Die Veränderungen im Betriebsverfassungsgesetz, die demokratisch erarbeitete Entlohnungsordnung durch den Solidaritätsrat, die großen Herausforderungen zur Erzielung der ökologischen Zukunftsfähigkeit, der Übergang in eine Wirtschaft ohne Wachstum und die neuen Bilanzierungsregeln erfordern von den Unternehmen und den Gewerkschaften ein ganz neues Rollenverständnis.
Bei den Betrieben stehen nicht mehr die Maximierung der Gewinne im Vordergrund, sondern der bestmögliche Beitrag zur Bewältigung des ökologischen Umbaus und die Bereitstellung von Produkten und Dienstleistungen, die der Verbesserung des Wohlstandes der Menschen dient. Dazu müssen sie Schulungen für die Führungskräfte und die Mitarbeiter/innen organisieren, um so die bestmögliche Nutzung der in ihren Betrieben vorhandenen menschlichen „Ressourcen“ zu erreichen und die sich dadurch eröffnenden Chancen zu nutzen.

Auch die Gewerkschaften müssen sich in eine neue, sehr verantwortungsvolle Rolle hineinfinden. Sie sind weiterhin das Sprachrohr der Arbeitnehmerschaft, aber sie müssen nicht mehr Jahr für Jahr um höhere Löhne streiten, da diese Aufgabe der Solidaritätsrat erfüllt. Die Gewerkschaften müssen darüber wachen, dass in den Betrieben die Eingruppierungen der Arbeitsplätze entsprechend den Arbeitsplatzbewertungen des Solidaritätsrates erfolgen, und sie werden wichtige Träger für die Schulungen ihrer Mitglieder, ganz besonders der Vertreter/innen in den Betriebs- Personal- und Aufsichtsräten.

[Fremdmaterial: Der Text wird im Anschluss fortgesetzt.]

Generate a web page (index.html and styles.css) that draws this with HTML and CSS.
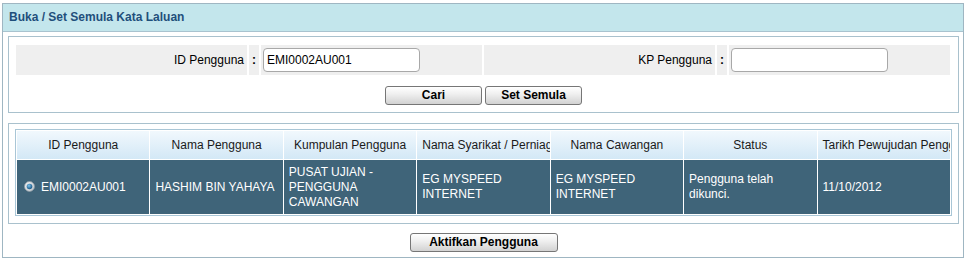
FILE: index.html
```html
<!DOCTYPE html>
<html>
<head>
<meta charset="utf-8">
<link rel="stylesheet" href="styles.css">
</head>
<body>
<div class="panel">
  <div class="panel-head">Buka / Set Semula Kata Laluan</div>
  <div class="panel-body">
    <div class="box search">
      <div class="form-grid">
        <div class="cell label">ID Pengguna</div>
        <div class="cell colon">:</div>
        <div class="cell field"><div class="input">EMI0002AU001</div></div>
        <div class="cell label">KP Pengguna</div>
        <div class="cell colon">:</div>
        <div class="cell field"><div class="input"></div></div>
      </div>
      <div class="actions first">
        <button class="btn btn-sm">Cari</button>
        <button class="btn btn-sm">Set Semula</button>
      </div>
    </div>
    <div class="box results">
      <table class="grid">
        <thead>
          <tr>
            <th>ID Pengguna</th>
            <th>Nama Pengguna</th>
            <th>Kumpulan Pengguna</th>
            <th>Nama Syarikat / Perniagaan</th>
            <th>Nama Cawangan</th>
            <th>Status</th>
            <th>Tarikh Pewujudan Pengguna</th>
          </tr>
        </thead>
        <tbody>
          <tr>
            <td class="idcell"><span class="radio"><svg width="11" height="11" viewBox="0 0 11 11"><defs><radialGradient id="dot" cx="40%" cy="35%" r="60%"><stop offset="0" stop-color="#7fc2ea"/><stop offset="1" stop-color="#1d5f8e"/></radialGradient><linearGradient id="ring" x1="0" y1="0" x2="1" y2="1"><stop offset="0" stop-color="#f4f4f4"/><stop offset="1" stop-color="#b9c2c8"/></linearGradient></defs><circle cx="5.5" cy="5.5" r="5" fill="url(#ring)" stroke="#8a98a2" stroke-width="0.8"/><circle cx="5.5" cy="5.5" r="2.8" fill="url(#dot)"/></svg></span>EMI0002AU001</td>
            <td>HASHIM BIN YAHAYA</td>
            <td>PUSAT UJIAN -<br>PENGGUNA<br>CAWANGAN</td>
            <td>EG MYSPEED<br>INTERNET</td>
            <td>EG MYSPEED<br>INTERNET</td>
            <td>Pengguna telah<br>dikunci.</td>
            <td>11/10/2012</td>
          </tr>
        </tbody>
      </table>
    </div>
    <div class="actions last">
      <button class="btn btn-lg">Aktifkan Pengguna</button>
    </div>
  </div>
</div>
</body>
</html>
```

FILE: styles.css
```css
* { box-sizing: border-box; }
html, body { margin: 0; padding: 0; background: #ffffff; }
body {
  font-family: "Liberation Sans", Arial, sans-serif;
  font-size: 12px;
  color: #000;
}
.panel {
  margin: 3px 0 0 2px;
  width: 962px;
  height: 255px;
  border: 1px solid #9fb6c2;
  background: #fff;
}
.panel-head {
  height: 28px;
  background: #c3e6ec;
  border-bottom: 1px solid #a9c3cf;
  color: #1f4f7b;
  font-weight: bold;
  font-size: 12px;
  line-height: 27px;
  padding-left: 6px;
}
.panel-body {
  padding: 4px 4px 0 5px;
}
.box {
  width: 951px;
  border: 1px solid #a9c1cd;
}
.search {
  height: 77px;
  padding: 8px 0 0 7px;
}
.form-grid {
  display: grid;
  grid-template-columns: 231px 10px 221px 231px 10px 221px;
  column-gap: 2px;
  height: 30px;
}
.cell {
  background: #efefef;
  display: flex;
  align-items: center;
}
.label { justify-content: flex-end; padding-right: 3px; }
.colon { justify-content: center; font-weight: bold; }
.field { padding-left: 2px; }
.input {
  width: 157px;
  height: 24px;
  border: 1px solid #a8a8a8;
  border-radius: 4px;
  background: #fff;
  padding: 0 3px;
  line-height: 22px;
}
.actions {
  display: flex;
  justify-content: center;
  gap: 3px;
}
.actions.first { margin-top: 11px; padding-right: 7px; }
.actions.last { margin-top: 9px; }
.btn {
  height: 19px;
  border: 1px solid #767676;
  border-radius: 3px;
  background: linear-gradient(#ffffff 0%, #f0f0f0 40%, #d2d2d2 100%);
  font-family: "Liberation Sans", Arial, sans-serif;
  font-size: 12px;
  font-weight: bold;
  color: #000;
  padding: 0;
  line-height: 17px;
}
.btn-sm { width: 97px; }
.btn-lg { width: 148px; }
.results {
  margin-top: 10px;
  height: 101px;
  padding: 5px 0 0 6px;
}
.grid {
  table-layout: fixed;
  width: 937px;
  border: 1px solid #a9c6d6;
  border-spacing: 1px;
  background: #fff;
}
.grid th {
  height: 28px;
  background: linear-gradient(#f1f8fd, #d3e8f6);
  font-weight: normal;
  color: #1a1a1a;
  white-space: nowrap;
  overflow: hidden;
  text-align: center;
  padding: 0 5px;
}
.grid td {
  height: 54px;
  background: #3f6479;
  color: #fff;
  line-height: 15px;
  padding: 0 5px;
  vertical-align: middle;
}
.grid td.idcell { padding-left: 7px; }
.radio {
  display: inline-block;
  width: 11px;
  height: 11px;
  margin-right: 6px;
  vertical-align: -1px;
}
.radio svg { display: block; }
```
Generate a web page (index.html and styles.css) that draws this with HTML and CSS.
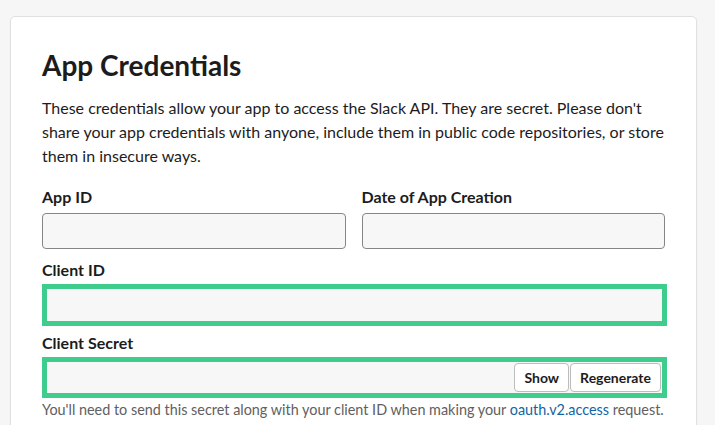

Darüber hinaus sind sie auch Teil der Konsumentenvertretung. Da sie direkt in den Betrieben wirken können, spielen sie eine aktive Rolle bei der Festlegung der betrieblichen Produktpaletten, damit in erster Linie das produziert wird, was den Menschen dienlich ist, und auch sie haben die Aufgabe, die Betriebe bei der Bewältigung der ökologischen Herausforderung zu unterstützen.